Observar e repensar o lugar dos idosos na nossa sociedade e as políticas de cuidado para esta faixa etária diz muito do valor que damos para a vida. E os filmes de Allan Deberton, Pacarrete, Luci e a Terra de Kátia Klock, e Mari Hi – A Árvore do Sonho, de Morzaniel Tramari, com muita sensibilidade, nos levam a refletir sobre a necessidade desse cuidado permanecer vivo ao longo do tempo, e de darmos atenção aos nossos sonhos, individuais e coletivos, para que possamos ser a melhor versão de nós mesmos.
No âmbito da educação escolar, para além das “competências gerais da base nacional comum curricular”, um avanço enorme da nossa sociedade, muitas escolas e famílias se juntam para resistir às demandas do mercado e trabalhar nas suas práticas a ética do cuidado de forma transversal aos conteúdos pedagógicos. Vamos encontrar provocações aos antigos modelos de educação nos filmes Yasmim não quer ir à escola e os Guerreiros Xucurus, de Lico Queiroz, Em busca das telas amigáveis, de Igor Amin e Uma escola no Marajó de Camila Kzan.
Sem perder a conexão entre educação e saúde, O começo da Vida 2 – Lá fora, de Renata Terra, joga luz na importância da reintegração da natureza como parte do ecossistema urbano, numa reflexão sobre a saúde das crianças e jovens nos grandes centros.
Todos os cuidados dessas narrativas arrebatadoras se entrelaçam às atividades paralelas que compõem a nossa programação e reúnem pessoas especiais de diferentes áreas do saber e de práticas diversas para nos ajudar a transformar e nos comprometer com nossos valores. Como a aula aberta Cuidados com o outro, o coletivo e o meio nas produções audiovisuais, com Rita da Silva e Kurt Shaw; a roda de conversa Experiências escolares de cuidado coletivo, mediada por Lourdes Atié; as sessões especiais de filmes seguidas de bate-papo; as oficinas Caminhos de Cuidado, com Rodrigo Carancho, Em busca das telas amigáveis, com Igor Amin e Poesia à solta na natureza, com André Gravatá. E, para além das telas, o saguão acolhe a vivência Caminhando em seus sapatos do Museu da Empatia e as exposições: Remédios Urbanos, do artista Rage e Cerâmica Semente, da artista Bia Pappone, que inspira a arte desta edição.
Diante dessas inquietações, neste reencontro presencial, que acontece de 6 a 8 de outubro no Espaço Itaú de Cinema Augusta, em um cinema que cuida da rua há três décadas, a Ciranda de Filmes vai refletir sobre a nossa postura ética e estética frente ao mundo, assumindo o cuidado como uma forma de resistir, ser e de se expressar que contribui para esse bem viver.

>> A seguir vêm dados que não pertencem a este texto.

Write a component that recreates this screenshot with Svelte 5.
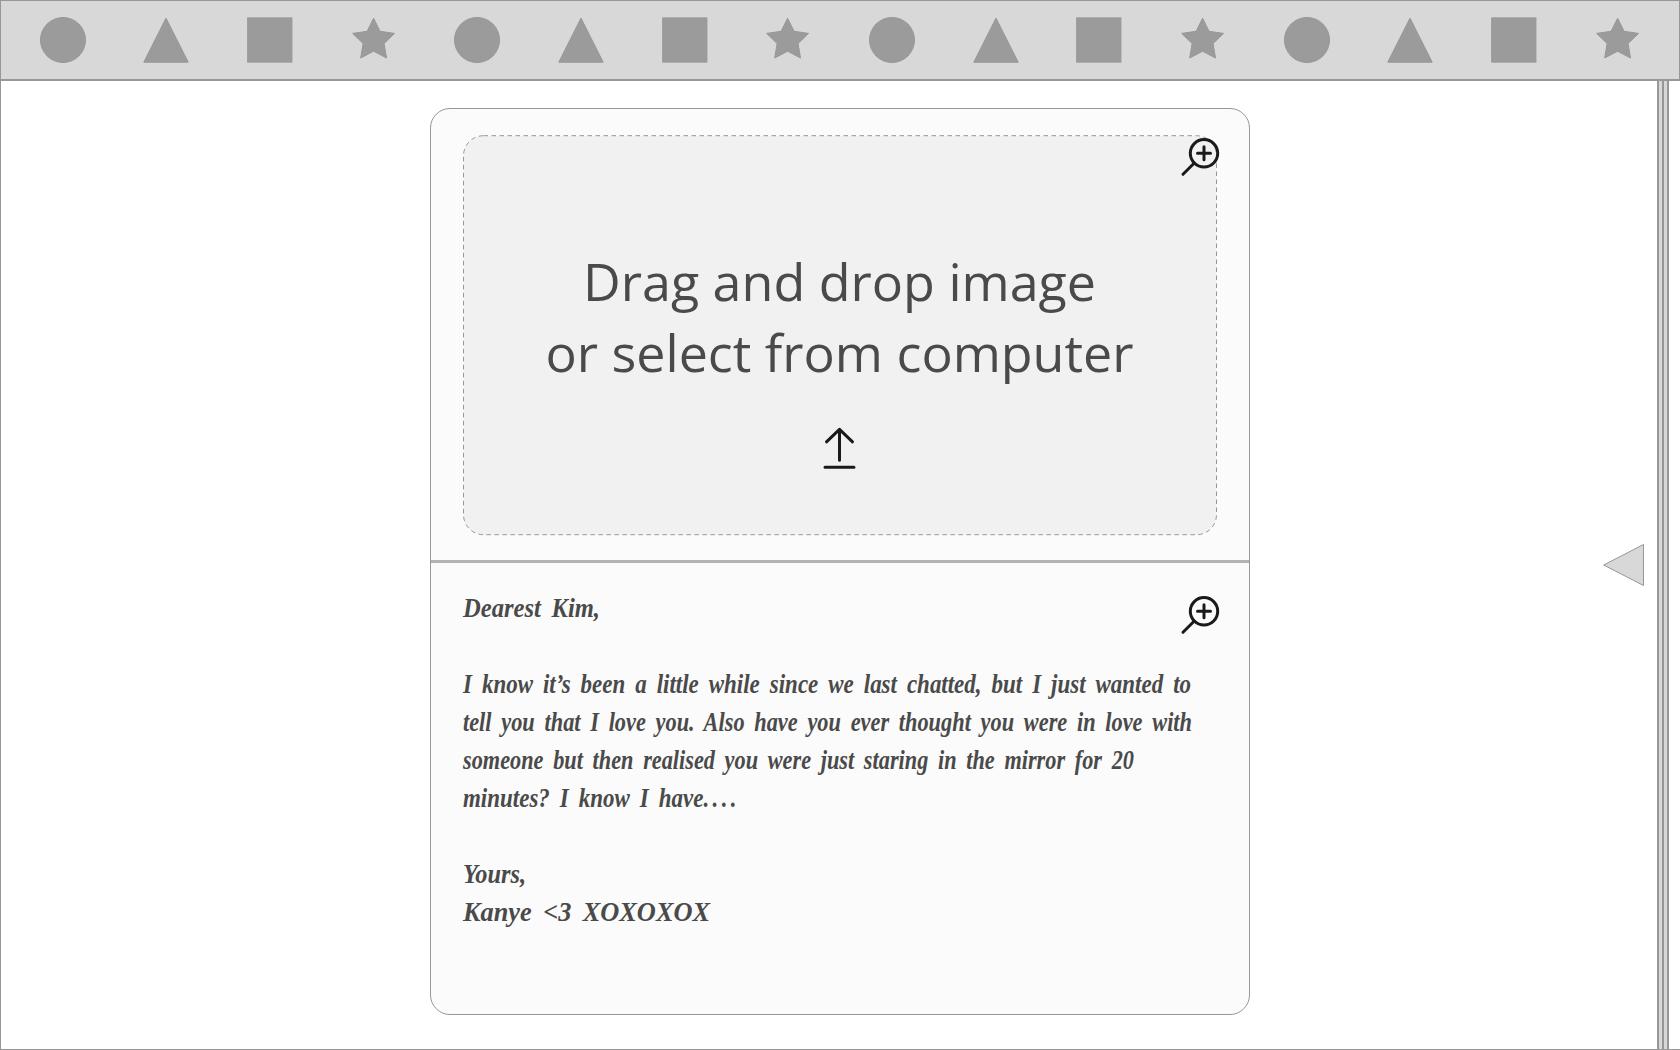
<script>
  const kinds = ['circle', 'triangle', 'square', 'star'];
  const shapes = Array.from({ length: 16 }, (_, i) => kinds[i % 4]);

  const star = Array.from({ length: 10 }, (_, i) => {
    const r = i % 2 ? 11 : 22;
    const a = (i * Math.PI) / 5;
    return `${(22.6 + r * Math.sin(a)).toFixed(2)},${(23.2 - r * Math.cos(a)).toFixed(2)}`;
  }).join(' ');

  // Each line of the letter with its set width
  const letter = [
    { text: 'Dearest Kim,', width: 137 },
    { text: '', width: 0 },
    { text: 'I know it’s been a little while since we last chatted, but I just wanted to', width: 728 },
    { text: 'tell you that I love you. Also have you ever thought you were in love with', width: 729 },
    { text: 'someone but then realised you were just staring in the mirror for 20', width: 671 },
    { text: 'minutes? I know I have', width: 277, tail: '....' },
    { text: '', width: 0 },
    { text: 'Yours,', width: 63 },
    { text: 'Kanye <3 XOXOXOX', width: 247 },
  ];
</script>

{#snippet zoomIcon()}
  <svg class="zoom" width="40" height="40" viewBox="0 0 40 40">
    <circle cx="23" cy="17.3" r="13.7" />
    <path d="M13.3 27 2 38.3M16.5 17.3h13M23 10.8v13" />
  </svg>
{/snippet}

<div class="page">
  <header>
    {#each shapes as kind}
      <svg width="46" height="46" viewBox="0 0 46 46">
        {#if kind === 'circle'}
          <circle cx="23" cy="23" r="22.5" />
        {:else if kind === 'triangle'}
          <polygon points="23,1.1 45.2,45.2 .8,45.2" />
        {:else if kind === 'square'}
          <rect x=".7" y=".9" width="44.2" height="44.2" />
        {:else}
          <polygon points={star} />
        {/if}
      </svg>
    {/each}
  </header>

  <main>
    <article class="card">
      <section class="picture">
        <div class="drop">
          <svg class="outline" width="754" height="401">
            <rect x=".5" y=".7" width="753" height="399" rx="20" />
          </svg>
          <p>Drag and drop image<br />or select from computer</p>
          <svg class="upload" width="34" height="44" viewBox="0 0 34 44">
            <path d="M16.5 34.3V3.3M3.5 15.8 16.5 3.3 29.5 15.8M2 41.3h29" />
          </svg>
        </div>
        {@render zoomIcon()}
      </section>
      <section class="message">
        <div class="letter">
          {#each letter as { text, width, tail }}
            <svg class="line" width="740" height="38">
              {#if text}
                <text x="0" y="27" textLength={width} lengthAdjust="spacingAndGlyphs">{text}{#if tail}<tspan class="tail">{tail}</tspan>{/if}</text>
              {/if}
            </svg>
          {/each}
        </div>
        {@render zoomIcon()}
      </section>
    </article>
    <svg class="pull" width="42" height="44" viewBox="0 0 42 44">
      <polygon points=".7,22 40.5,1.5 40.5,42.5" />
    </svg>
    <div class="rail"><i></i><i></i></div>
  </main>
</div>

<style>
  :global(body) { margin: 0; background: #fff; }
  .page {
    box-sizing: border-box;
    width: 1680px;
    height: 1050px;
    overflow: hidden;
    display: flex;
    flex-direction: column;
    font-family: 'Open Sans', 'Noto Sans', sans-serif;
    color: #4a4a4a;
  }
  header {
    box-sizing: border-box;
    height: 81px;
    flex: none;
    display: flex;
    justify-content: space-between;
    padding: 16px 38.4px 0 38.5px;
    border: 1px solid #979797;
    border-bottom-width: 2px;
    background: #d8d8d8;
  }
  header svg { fill: #9b9b9b; stroke: #979797; stroke-width: 1; }
  svg { display: block; flex: none; overflow: visible; }
  main {
    box-sizing: border-box;
    flex: 1;
    display: flex;
    align-items: flex-start;
    padding: 27px 11px 0 429px;
    border-left: 1px solid #979797;
    border-bottom: 1px solid #979797;
  }
  .card {
    box-sizing: border-box;
    width: 820px;
    height: 907px;
    flex: none;
    border: 1px solid #979797;
    border-radius: 20px;
    background: #fbfbfb;
  }
  .picture {
    position: relative;
    box-sizing: border-box;
    height: 451px;
    padding: 26px 0 0 32px;
  }
  .drop {
    position: relative;
    box-sizing: border-box;
    width: 754px;
    height: 401px;
    padding-right: 1px;
    display: flex;
    flex-direction: column;
    align-items: center;
  }
  .outline { position: absolute; inset: 0; }
  .outline rect { fill: #f1f1f1; stroke: #979797; stroke-dasharray: 4.5 3.5; }
  .drop p {
    position: relative;
    margin: 110px 0 0;
    font-size: 52px;
    line-height: 71px;
    text-align: center;
    white-space: nowrap;
  }
  .upload { position: relative; margin-top: 39.4px; }
  .upload, .zoom {
    fill: none;
    stroke: #1a1a1a;
    stroke-width: 3;
    stroke-linecap: round;
    stroke-linejoin: round;
  }
  .zoom { position: absolute; left: 750px; top: 27px; }
  .message {
    position: relative;
    box-sizing: border-box;
    height: 454px;
    padding: 27px 0 0 32px;
    border-top: 3px solid #b4b4b4;
  }
  .message .zoom { top: 31px; }
  .line text {
    font: italic 700 27px 'Brush Script MT', 'Brush Script Std', 'Liberation Serif', cursive;
    word-spacing: 5px;
    fill: #4a4a4a;
  }
  .line .tail { letter-spacing: 4px; }
  .pull { margin: 435px 0 0 353px; }
  .pull polygon { fill: #d8d8d8; stroke: #979797; }
  .rail {
    box-sizing: border-box;
    display: flex;
    gap: 2px;
    width: 12px;
    height: 968px;
    flex: none;
    margin: -27px 0 0 auto;
    border: solid #979797;
    border-width: 0 2px;
    background: #979797;
  }
  .rail i { flex: 1; background: #d8d8d8; }
</style>
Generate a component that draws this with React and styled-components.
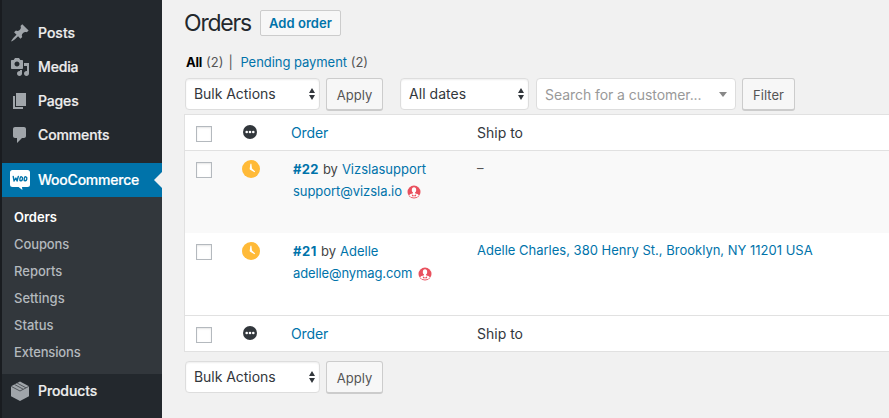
import React from "react";
import styled, { createGlobalStyle, css } from "styled-components";

const GlobalStyle = createGlobalStyle`
  * { box-sizing: border-box; }
  body { margin: 0; background: #f1f1f1; font-family: Inter, Roboto, sans-serif; font-size: 13px; color: #444; }
  ul, h1 { margin: 0; padding: 0; list-style: none; }
`;

const Page = styled.div`
  display: flex;
  width: 889px;
  height: 418px;
  overflow: hidden;
`;

const Sidebar = styled.nav`
  flex: none;
  width: 162px;
  padding-top: 16px;
  background: #23282d;
  border-left: 2px solid #191c20;
`;

const MenuItem = styled.a`
  display: flex;
  align-items: center;
  gap: 8px;
  position: relative;
  height: 34px;
  padding-left: 8px;
  margin-top: ${(p) => (p.$active ? 11 : 0)}px;
  color: ${(p) => (p.$active ? "#fff" : "#eee")};
  background: ${(p) => (p.$active ? "#0073aa" : "transparent")};
  font-size: 14px;
  font-weight: 500;
  letter-spacing: ${(p) => p.$spacing || 0}px;
  svg { flex: none; fill: #a0a5aa; }
  ${(p) => p.$active && css`
    &::after {
      content: "";
      position: absolute;
      right: 0;
      top: 9px;
      border: 8px solid transparent;
      border-left-width: 0;
      border-right-color: #f1f1f1;
    }
  `}
`;

const MenuLabel = styled.span`
  padding-bottom: 2px;
  -webkit-text-stroke: 0.2px currentColor;
`;

const SubMenu = styled.ul`
  height: 177px;
  padding: 7px 0 0 12px;
  background: #32373c;
`;

const SubItem = styled.li`
  height: 27px;
  line-height: 27px;
  color: ${(p) => (p.$current ? "#fff" : "#b4b9be")};
  font-weight: ${(p) => (p.$current ? 600 : 500)};
  letter-spacing: ${(p) => p.$spacing || 0}px;
`;

const Content = styled.main`
  flex: 1;
  min-width: 0;
  padding: 10px 0 0 22px;
`;

const Heading = styled.div`
  display: flex;
  gap: 9px;
  height: 26px;
`;

const Title = styled.h1`
  width: 67px;
  color: #23282d;
  font-size: 23px;
  font-weight: 400;
  line-height: 27px;
  letter-spacing: -1.2px;
  white-space: nowrap;
`;

const AddButton = styled.a`
  width: 81px;
  height: 26px;
  border: 1px solid #ccc;
  border-radius: 2px;
  background: #f7f7f7;
  color: #0073aa;
  font-weight: 600;
  line-height: 25px;
  text-align: center;
  letter-spacing: 0.05px;
`;

const Filters = styled.div`
  display: flex;
  align-items: center;
  height: 18px;
  margin: 17px 0 1px;
  padding-left: 2px;
  white-space: pre;
  color: #555;
`;

const Current = styled.b`
  width: 20px;
  color: #000;
  letter-spacing: -0.2px;
`;

const Divider = styled.span`
  width: 17px;
  padding-left: 5px;
`;

const Link = styled.a`
  color: #0073aa;
  font-weight: ${(p) => (p.$bold ? 700 : 400)};
  letter-spacing: ${(p) => p.$spacing || 0}px;
`;

const Toolbar = styled.div`
  display: flex;
  height: ${(p) => (p.$bottom ? 43 : 42)}px;
  padding: ${(p) => (p.$bottom ? "9px" : "6px")} 0 0 1px;
`;

const Select = styled.div`
  display: flex;
  justify-content: space-between;
  align-items: center;
  width: ${(p) => p.$width}px;
  height: 32px;
  margin-right: ${(p) => p.$gap}px;
  padding: 0 ${(p) => (p.$search ? 8 : 4)}px ${(p) => (p.$search ? 0 : 1)}px 8px;
  border: 1px solid #ddd;
  border-radius: 4px;
  background: #fff;
  box-shadow: ${(p) => (p.$search ? "none" : "inset 0 1px 2px rgba(0, 0, 0, 0.07)")};
  color: ${(p) => (p.$search ? "#999" : "#32373c")};
  font-size: 14px;
  letter-spacing: ${(p) => p.$spacing}px;
  white-space: nowrap;
  svg { flex: none; }
`;

const Button = styled.button`
  width: ${(p) => p.$width}px;
  height: 33px;
  margin: 0 ${(p) => p.$gap || 0}px 0 0;
  padding: 2px 0 0;
  border: 1px solid #ccc;
  border-bottom-width: 2px;
  border-radius: 3px;
  background: #f7f7f7;
  color: #555;
  font: 13px Inter, sans-serif;
`;

const Table = styled.div`
  width: 720px;
  border: 1px solid #e1e1e1;
  background: #fff;
`;

const Row = styled.div`
  display: grid;
  grid-template-columns: 49px 58px 185px 1fr;
  height: 82px;
  background: ${(p) => (p.$alt ? "#f9f9f9" : "#fff")};
`;

const HeadRow = styled(Row)`
  height: 36px;
  ${(p) => (p.$foot ? "border-top" : "border-bottom")}: 1px solid #e1e1e1;
`;

const CheckCell = styled.div`
  padding: 11px 0 0 11px;
`;

const Checkbox = styled.div`
  width: 16px;
  height: 16px;
  border: 1px solid #b4b9be;
  background: #fff;
  box-shadow: inset 0 1px 2px rgba(0, 0, 0, 0.1);
`;

const IconCell = styled.div`
  padding: ${(p) => p.$top}px 0 0 ${(p) => p.$left}px;
  svg { display: block; }
`;

const HeadCell = styled.div`
  margin-left: ${(p) => (p.$link ? -1 : 0)}px;
  font-size: 14px;
  line-height: 35px;
  color: ${(p) => (p.$link ? "#0073aa" : "#32373c")};
  letter-spacing: ${(p) => (p.$link ? -0.1 : 0)}px;
`;

const OrderCell = styled.div`
  padding: 7px 0 0 1px;
  line-height: 22px;
  white-space: nowrap;
`;

const Line = styled.div`
  display: flex;
  align-items: center;
  gap: ${(p) => p.$gap}px;
  svg { margin-top: 2px; margin-left: -0.500px; }
`;

const ShipCell = styled.div`
  padding-top: 6px;
  line-height: 22px;
  color: #555;
  white-space: nowrap;
`;

const icons = {
  post: "M10.44 3.02l1.82-1.82 6.36 6.35-1.83 1.82c-1.05-.68-2.48-.57-3.41.36l-.75.75c-.92.93-1.04 2.35-.35 3.41l-1.83 1.82-2.41-2.41-2.8 2.79c-.42.42-3.38 2.71-3.8 2.29s1.86-3.39 2.28-3.81l2.79-2.79L4.1 9.36l1.83-1.82c1.05.69 2.48.57 3.4-.36l.75-.75c.93-.92 1.05-2.35.36-3.41z",
  media: "M13 11V4c0-.55-.45-1-1-1h-1.67L9 1H5L3.67 3H2c-.55 0-1 .45-1 1v7c0 .55.45 1 1 1h10c.55 0 1-.45 1-1zM7 4.5c1.38 0 2.5 1.12 2.5 2.5S8.38 9.5 7 9.5 4.5 8.38 4.5 7 5.62 4.5 7 4.5zM14 6h5v10.5c0 1.38-1.12 2.5-2.5 2.5S14 17.88 14 16.5s1.12-2.5 2.5-2.5c.17 0 .34.02.5.05V9h-3V6zm-4 8.05V13h2v3.5c0 1.38-1.12 2.5-2.5 2.5S7 17.88 7 16.5 8.12 14 9.5 14c.17 0 .34.02.5.05z",
  page: "M6 15V2h10v13H6zm-1 1h8v2H3V5h2v11z",
  comment: "M5 2h9c1.1 0 2 .9 2 2v7c0 1.1-.9 2-2 2h-2l-5 5v-5H5c-1.1 0-2-.9-2-2V4c0-1.1.9-2 2-2z",
};

const MenuIcon = ({ name }) => (
  <svg width="20" height="20" viewBox="0 0 20 20"><path d={icons[name]} /></svg>
);

const WooIcon = () => (
  <svg width="20" height="20" viewBox="0 0 20 20">
    <path fill="#fff" d="M2.5 0h15A2.5 2.5 0 0 1 20 2.5v12a2.5 2.5 0 0 1-2.5 2.5H12l.4 3-3.8-3H2.5A2.5 2.5 0 0 1 0 14.5v-12A2.5 2.5 0 0 1 2.500 0z" />
    <g fill="none" stroke="#0073aa" strokeWidth="1.4" strokeLinecap="round" strokeLinejoin="round">
      <path d="M3.200 6.400l.9 4.600 1.800-3 1.200 3 1.200-4.600" />
      <ellipse cx="11.200" cy="8.800" rx="1.300" ry="2" transform="rotate(12 11.200 8.800)" />
      <ellipse cx="15.500" cy="8.800" rx="1.300" ry="2" transform="rotate(12 15.500 8.800)" />
    </g>
  </svg>
);

const BoxIcon = () => (
  <svg width="20" height="20" viewBox="0 0 20 20">
    <path d="M10 .5l9 4.800v10L10 20l-9-4.700v-10z" />
    <g fill="none" stroke="#3a3f44" strokeWidth=".8">
      <path d="M1.200 5.400L10 10l8.800-4.600" />
      <path d="M4.600 3.500l8.600 4.700M7.200 2.100l8.600 4.600" />
    </g>
  </svg>
);

const Arrows = () => (
  <svg width="6" height="12" viewBox="0 0 6 12" fill="#32373c"><path d="M3 0l3 5H0zM3 12l3-5H0z" /></svg>
);

const Caret = () => (
  <svg width="8" height="5" viewBox="0 0 8 5" fill="#888"><path d="M0 0h8L4 5z" /></svg>
);

const Dots = () => (
  <svg width="14" height="14" viewBox="0 0 14 14">
    <circle cx="7" cy="7" r="7" fill="#32373c" />
    <g fill="#fff"><circle cx="3.700" cy="7" r="1.300" /><circle cx="7" cy="7" r="1.300" /><circle cx="10.300" cy="7" r="1.300" /></g>
  </svg>
);

const Clock = () => (
  <svg width="18" height="18" viewBox="0 0 18 18">
    <circle cx="9" cy="9" r="9" fill="#ffba38" />
    <path fill="#fff" d="M8.400 3.800h1l.6 4.600 3.200 3-.7.8-4.300-2.500c-.5-.3-.6-.6-.5-1.100z" />
  </svg>
);

const Avatar = () => (
  <svg width="14" height="14" viewBox="0 0 14 14">
    <circle cx="7" cy="7" r="6.500" fill="#e9515e" />
    <ellipse cx="7" cy="4.900" rx="2.200" ry="2.700" fill="#fff" />
    <path fill="#fff" d="M6 6.500h2v1.700c1.800.5 3.500 1 3.900 2.300-.9 1.200-2.600 2-4.900 2s-4-.8-4.900-2c.4-1.300 2.100-1.800 3.900-2.300z" />
    <path fill="#e9515e" d="M4.900 9.200L7 10.700l2.100-1.500v2H4.900z" />
  </svg>
);

const HeaderCells = ({ foot }) => (
  <HeadRow $foot={foot}>
    <CheckCell><Checkbox /></CheckCell>
    <IconCell $top={10} $left={9}><Dots /></IconCell>
    <HeadCell $link>Order</HeadCell>
    <HeadCell>Ship to</HeadCell>
  </HeadRow>
);

const Order = ({ alt, id, name, email, ship, idSpacing, emailSpacing }) => (
  <Row $alt={alt}>
    <CheckCell><Checkbox /></CheckCell>
    <IconCell $top={9} $left={7.500}><Clock /></IconCell>
    <OrderCell>
      <Line $gap={4}>
        <Link $bold $spacing={idSpacing}>{id}</Link>
        <span>by</span>
        <Link>{name}</Link>
      </Line>
      <Line $gap={6}><Link $spacing={emailSpacing}>{email}</Link><Avatar /></Line>
    </OrderCell>
    <ShipCell>{ship}</ShipCell>
  </Row>
);

export default function App() {
  return (
    <>
      <GlobalStyle />
      <Page>
        <Sidebar>
          <MenuItem><MenuIcon name="post" /><MenuLabel>Posts</MenuLabel></MenuItem>
          <MenuItem $spacing={-0.15}><MenuIcon name="media" /><MenuLabel>Media</MenuLabel></MenuItem>
          <MenuItem $spacing={-0.15}><MenuIcon name="page" /><MenuLabel>Pages</MenuLabel></MenuItem>
          <MenuItem $spacing={-0.12}><MenuIcon name="comment" /><MenuLabel>Comments</MenuLabel></MenuItem>
          <MenuItem $active $spacing={-0.22}><WooIcon /><MenuLabel>WooCommerce</MenuLabel></MenuItem>
          <SubMenu>
            <SubItem $current>Orders</SubItem>
            <SubItem $spacing={-0.1}>Coupons</SubItem>
            <SubItem>Reports</SubItem>
            <SubItem>Settings</SubItem>
            <SubItem>Status</SubItem>
            <SubItem $spacing={-0.15}>Extensions</SubItem>
          </SubMenu>
          <MenuItem $spacing={-0.08}><BoxIcon /><MenuLabel>Products</MenuLabel></MenuItem>
        </Sidebar>
        <Content>
          <Heading>
            <Title>Orders</Title>
            <AddButton>Add order</AddButton>
          </Heading>
          <Filters>
            <Current>All</Current><span>(2)</span><Divider>|</Divider>
            <Link $spacing={-0.05}>Pending payment</Link><span> (2)</span>
          </Filters>
          <Toolbar>
            <Select $width={135} $gap={6} $spacing={-0.04}>Bulk Actions<Arrows /></Select>
            <Button $width={57} $gap={17}>Apply</Button>
            <Select $width={129} $gap={7} $spacing={0.05}>All dates<Arrows /></Select>
            <Select $search $width={200} $gap={6} $spacing={-0.06}>Search for a customer...<Caret /></Select>
            <Button $width={53}>Filter</Button>
          </Toolbar>
          <Table>
            <HeaderCells />
            <Order alt id="#22" name="Vizslasupport" email="support@vizsla.io" ship="–" idSpacing={0.35} emailSpacing={-0.05} />
            <Order
              id="#21" name="Adelle" email="adelle@nymag.com" idSpacing={0.6} emailSpacing={-0.12}
              ship={<Link>Adelle Charles, 380 Henry St., Brooklyn, NY 11201 USA</Link>}
            />
            <HeaderCells foot />
          </Table>
          <Toolbar $bottom>
            <Select $width={135} $gap={6} $spacing={-0.04}>Bulk Actions<Arrows /></Select>
            <Button $width={57}>Apply</Button>
          </Toolbar>
        </Content>
      </Page>
    </>
  );
}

Cheios de alegria, convidamos a todos para, de mãos dadas, olhos nos olhos, nessa Ciranda que é de todos nós, reforçarmos nosso compromisso de cultivar os Cuidados Singulares, do indivíduo ao ecossistema.
Desde já, a Ciranda começa a girar com a força da indagação de Shirley Krenak:
“E aí, que tipo de adubo você quer ser para mãe terra?”
Sobre sementes, palavras e a arte da Ciranda
Plantar uma semente é um ato de amor e uma prática ativa de esperança que nos leva a um outro entendimento do ser-planta e do tempo.
Para colher o fruto, precisamos não só saber esperar, mas saber cuidar para que as condições ambientais ideais levem à germinação do embrião-semente, originando as raízes e as folhas de uma nova planta, uma nova vida.
Água, ar, sol, nutrientes, solo, cuidado. É disso que o gérmen, em sua singular potência e ritmo, precisa para iniciar a sua dança em busca do sol e dos nutrientes do solo para prosperar. A dança da vida.
Escolhemos o trabalho de Bia Pappone da Cerâmica Semente para compor a arte e identidade desta edição, tanto pela simbologia da semente, quanto pela força e beleza do trabalho com o barro.
Bia diz que desde que começou a fazer cerâmica, formas orgânicas predominaram de maneira espontânea em suas peças, como se o próprio barro ditasse às suas mãos o que modelar. Pequenas sementes se formavam naturalmente quando ela movimentava pedacinhos de argila entre as mãos. Foi o que a motivou a começar a explorar intencionalmente seus variados formatos e tamanhos.
Inspirada na natureza dos biomas brasileiros, a cerâmica artística de Bia Pappone apresenta uma nova flora através das sementes imaginadas. Numa releitura de curvas, texturas e volumes, ela modela sementes e frutos reais ou imaginados para nos reaproximar da natureza e trazer seus potentes simbolismos ao nosso cotidiano.